_Required task:_ Write out the full listing exactly as given, minus the images.

************

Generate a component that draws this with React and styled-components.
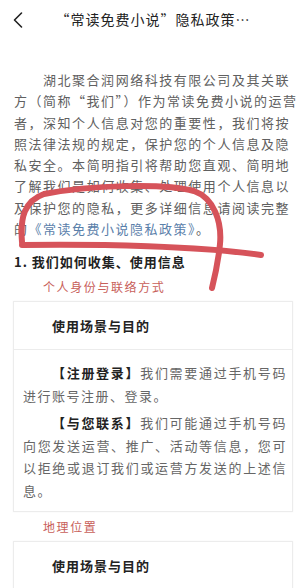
import React from "react";
import styled, { createGlobalStyle } from "styled-components";

const GlobalStyle = createGlobalStyle`
  html, body {
    margin: 0;
    padding: 0;
    background: #fff;
  }
  body {
    font-family: "Noto Sans CJK SC", "Noto Sans", sans-serif;
    -webkit-font-smoothing: antialiased;
  }
  * {
    box-sizing: border-box;
  }
`;

const introLines = [
  "湖北聚合润网络科技有限公司及其关联",
  "方（简称“我们”）作为常读免费小说的运营",
  "者，深知个人信息对您的重要性，我们将按",
  "照法律法规的规定，保护您的个人信息及隐",
  "私安全。本简明指引将帮助您直观、简明地",
  "了解我们是如何收集、处理使用个人信息以",
  "及保护您的隐私，更多详细信息请阅读完整",
];

const sections = [
  {
    title: "个人身份与联络方式",
    items: [
      {
        tag: "【注册登录】",
        text: "我们需要通过手机号码进行账号注册、登录。",
      },
      {
        tag: "【与您联系】",
        text: "我们可能通过手机号码向您发送运营、推广、活动等信息，您可以拒绝或退订我们或运营方发送的上述信息。",
      },
    ],
  },
  {
    title: "地理位置",
    items: [],
  },
];

const BackIcon = () => (
  <svg width="12" height="18" viewBox="0 0 12 18" fill="none">
    <path
      d="M9.5 2 L2.5 9 L9.5 16"
      stroke="#222"
      strokeWidth="1.6"
      strokeLinecap="round"
      strokeLinejoin="round"
    />
  </svg>
);

const App = () => {
  return (
    <Page>
      <GlobalStyle />
      <Header>
        <BackButton>
          <BackIcon />
        </BackButton>
        <Title>“常读免费小说”隐私政策…</Title>
        <span />
      </Header>

      <Intro>
        {introLines.map((line, i) => (
          <IntroLine key={i} indent={i === 0}>
            {line}
          </IntroLine>
        ))}
        <IntroLast>
          的<PolicyLink>《常读免费小说隐私政策》</PolicyLink>。
        </IntroLast>
      </Intro>

      <Content>
        <SectionTitle>1. 我们如何收集、使用信息</SectionTitle>
        {sections.map((section) => (
          <React.Fragment key={section.title}>
            <SubTitle>{section.title}</SubTitle>
            <Card>
              <CardHead>使用场景与目的</CardHead>
              {section.items.length > 0 && (
                <CardBody>
                  {section.items.map((item) => (
                    <Para key={item.tag}>
                      <Tag>{item.tag}</Tag>
                      {item.text}
                    </Para>
                  ))}
                </CardBody>
              )}
            </Card>
          </React.Fragment>
        ))}
      </Content>

      {/* hand drawn marker over the screenshot */}
      <Marker width="300" height="588" viewBox="0 0 300 588">
        <path
          d="M22 242 C20 218 24 201 44 194 C90 185 165 183 194 191 C214 198 222 222 220 244 C218 264 215 276 212 288"
          stroke="#d6535a"
          strokeWidth="6"
          fill="none"
          strokeLinecap="round"
        />
        <path
          d="M22 245 C100 244 200 246 261 255"
          stroke="#d6535a"
          strokeWidth="6"
          fill="none"
          strokeLinecap="round"
        />
      </Marker>
    </Page>
  );
};

export default App;

const Page = styled.div`
  position: relative;
  width: 300px;
  min-height: 588px;
  overflow: hidden;
  background: #fff;
`;

const Header = styled.header`
  height: 38px;
  display: grid;
  grid-template-columns: 40px 1fr 40px;
  align-items: center;
`;

const BackButton = styled.div`
  display: flex;
  align-items: center;
  padding-left: 12px;
  padding-top: 1px;
`;

const Title = styled.h1`
  margin: 0;
  text-align: center;
  font-size: 14px;
  font-weight: 400;
  letter-spacing: 1px;
  color: #222;
  white-space: nowrap;
  padding-left: 6px;
`;

const Intro = styled.div`
  margin-top: 31px;
  padding: 0 10px 0 14px;
  font-size: 13px;
  line-height: 21.3px;
  color: #606060;
  letter-spacing: 1.5px;
`;

const IntroLine = styled.div`
  text-align: justify;
  text-align-last: justify;
  padding-left: ${(p) => (p.indent ? "29px" : "0")};
  white-space: nowrap;
`;

const IntroLast = styled.div`
  white-space: nowrap;
`;

const PolicyLink = styled.span`
  color: #5a80aa;
`;

const Content = styled.div`
  padding: 0 7px 0 13px;
`;

const SectionTitle = styled.h2`
  margin: 13px 0 0 1px;
  font-size: 13px;
  line-height: 20px;
  font-weight: 700;
  letter-spacing: 1px;
  color: #222;
`;

const SubTitle = styled.div`
  margin: 5px 0 4px 30px;
  font-size: 12px;
  line-height: 20px;
  letter-spacing: 1.6px;
  color: #c8605a;
`;

const Card = styled.div`
  border: 1px solid #ececec;
  box-shadow: 0 0 2px rgba(0, 0, 0, 0.04);
  background: #fff;
  margin-bottom: 5px;
`;

const CardHead = styled.div`
  height: 47px;
  display: flex;
  align-items: center;
  padding-left: 38px;
  font-size: 13px;
  font-weight: 700;
  letter-spacing: 1px;
  color: #222;
`;

const CardBody = styled.div`
  border-top: 1px solid #ececec;
  padding: 12px 5px 9px 9px;
  display: flex;
  flex-direction: column;
  gap: 5px;
`;

const Para = styled.p`
  margin: 0;
  text-indent: 29px;
  font-size: 13px;
  line-height: 22.5px;
  letter-spacing: 1.5px;
  color: #666;
  text-align: justify;
`;

const Tag = styled.span`
  font-weight: 700;
  color: #222;
`;

const Marker = styled.svg`
  position: absolute;
  left: 0;
  top: 0;
  pointer-events: none;
`;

************

_Answer to this task:_
Generate a component that draws this with React and styled-components.
import React from "react";
import styled, { createGlobalStyle } from "styled-components";

const GlobalStyle = createGlobalStyle`
  html, body {
    margin: 0;
    padding: 0;
    background: #fff;
  }
  body {
    font-family: "Noto Sans CJK SC", "Noto Sans", sans-serif;
    -webkit-font-smoothing: antialiased;
  }
  * {
    box-sizing: border-box;
  }
`;

const introLines = [
  "湖北聚合润网络科技有限公司及其关联",
  "方（简称“我们”）作为常读免费小说的运营",
  "者，深知个人信息对您的重要性，我们将按",
  "照法律法规的规定，保护您的个人信息及隐",
  "私安全。本简明指引将帮助您直观、简明地",
  "了解我们是如何收集、处理使用个人信息以",
  "及保护您的隐私，更多详细信息请阅读完整",
];

const sections = [
  {
    title: "个人身份与联络方式",
    items: [
      {
        tag: "【注册登录】",
        text: "我们需要通过手机号码进行账号注册、登录。",
      },
      {
        tag: "【与您联系】",
        text: "我们可能通过手机号码向您发送运营、推广、活动等信息，您可以拒绝或退订我们或运营方发送的上述信息。",
      },
    ],
  },
  {
    title: "地理位置",
    items: [],
  },
];

const BackIcon = () => (
  <svg width="12" height="18" viewBox="0 0 12 18" fill="none">
    <path
      d="M9.5 2 L2.5 9 L9.5 16"
      stroke="#222"
      strokeWidth="1.6"
      strokeLinecap="round"
      strokeLinejoin="round"
    />
  </svg>
);

const App = () => {
  return (
    <Page>
      <GlobalStyle />
      <Header>
        <BackButton>
          <BackIcon />
        </BackButton>
        <Title>“常读免费小说”隐私政策…</Title>
        <span />
      </Header>

      <Intro>
        {introLines.map((line, i) => (
          <IntroLine key={i} indent={i === 0}>
            {line}
          </IntroLine>
        ))}
        <IntroLast>
          的<PolicyLink>《常读免费小说隐私政策》</PolicyLink>。
        </IntroLast>
      </Intro>

      <Content>
        <SectionTitle>1. 我们如何收集、使用信息</SectionTitle>
        {sections.map((section) => (
          <React.Fragment key={section.title}>
            <SubTitle>{section.title}</SubTitle>
            <Card>
              <CardHead>使用场景与目的</CardHead>
              {section.items.length > 0 && (
                <CardBody>
                  {section.items.map((item) => (
                    <Para key={item.tag}>
                      <Tag>{item.tag}</Tag>
                      {item.text}
                    </Para>
                  ))}
                </CardBody>
              )}
            </Card>
          </React.Fragment>
        ))}
      </Content>

      {/* hand drawn marker over the screenshot */}
      <Marker width="300" height="588" viewBox="0 0 300 588">
        <path
          d="M22 242 C20 218 24 201 44 194 C90 185 165 183 194 191 C214 198 222 222 220 244 C218 264 215 276 212 288"
          stroke="#d6535a"
          strokeWidth="6"
          fill="none"
          strokeLinecap="round"
        />
        <path
          d="M22 245 C100 244 200 246 261 255"
          stroke="#d6535a"
          strokeWidth="6"
          fill="none"
          strokeLinecap="round"
        />
      </Marker>
    </Page>
  );
};

export default App;

const Page = styled.div`
  position: relative;
  width: 300px;
  min-height: 588px;
  overflow: hidden;
  background: #fff;
`;

const Header = styled.header`
  height: 38px;
  display: grid;
  grid-template-columns: 40px 1fr 40px;
  align-items: center;
`;

const BackButton = styled.div`
  display: flex;
  align-items: center;
  padding-left: 12px;
  padding-top: 1px;
`;

const Title = styled.h1`
  margin: 0;
  text-align: center;
  font-size: 14px;
  font-weight: 400;
  letter-spacing: 1px;
  color: #222;
  white-space: nowrap;
  padding-left: 6px;
`;

const Intro = styled.div`
  margin-top: 31px;
  padding: 0 10px 0 14px;
  font-size: 13px;
  line-height: 21.3px;
  color: #606060;
  letter-spacing: 1.5px;
`;

const IntroLine = styled.div`
  text-align: justify;
  text-align-last: justify;
  padding-left: ${(p) => (p.indent ? "29px" : "0")};
  white-space: nowrap;
`;

const IntroLast = styled.div`
  white-space: nowrap;
`;

const PolicyLink = styled.span`
  color: #5a80aa;
`;

const Content = styled.div`
  padding: 0 7px 0 13px;
`;

const SectionTitle = styled.h2`
  margin: 13px 0 0 1px;
  font-size: 13px;
  line-height: 20px;
  font-weight: 700;
  letter-spacing: 1px;
  color: #222;
`;

const SubTitle = styled.div`
  margin: 5px 0 4px 30px;
  font-size: 12px;
  line-height: 20px;
  letter-spacing: 1.6px;
  color: #c8605a;
`;

const Card = styled.div`
  border: 1px solid #ececec;
  box-shadow: 0 0 2px rgba(0, 0, 0, 0.04);
  background: #fff;
  margin-bottom: 5px;
`;

const CardHead = styled.div`
  height: 47px;
  display: flex;
  align-items: center;
  padding-left: 38px;
  font-size: 13px;
  font-weight: 700;
  letter-spacing: 1px;
  color: #222;
`;

const CardBody = styled.div`
  border-top: 1px solid #ececec;
  padding: 12px 5px 9px 9px;
  display: flex;
  flex-direction: column;
  gap: 5px;
`;

const Para = styled.p`
  margin: 0;
  text-indent: 29px;
  font-size: 13px;
  line-height: 22.5px;
  letter-spacing: 1.5px;
  color: #666;
  text-align: justify;
`;

const Tag = styled.span`
  font-weight: 700;
  color: #222;
`;

const Marker = styled.svg`
  position: absolute;
  left: 0;
  top: 0;
  pointer-events: none;
`;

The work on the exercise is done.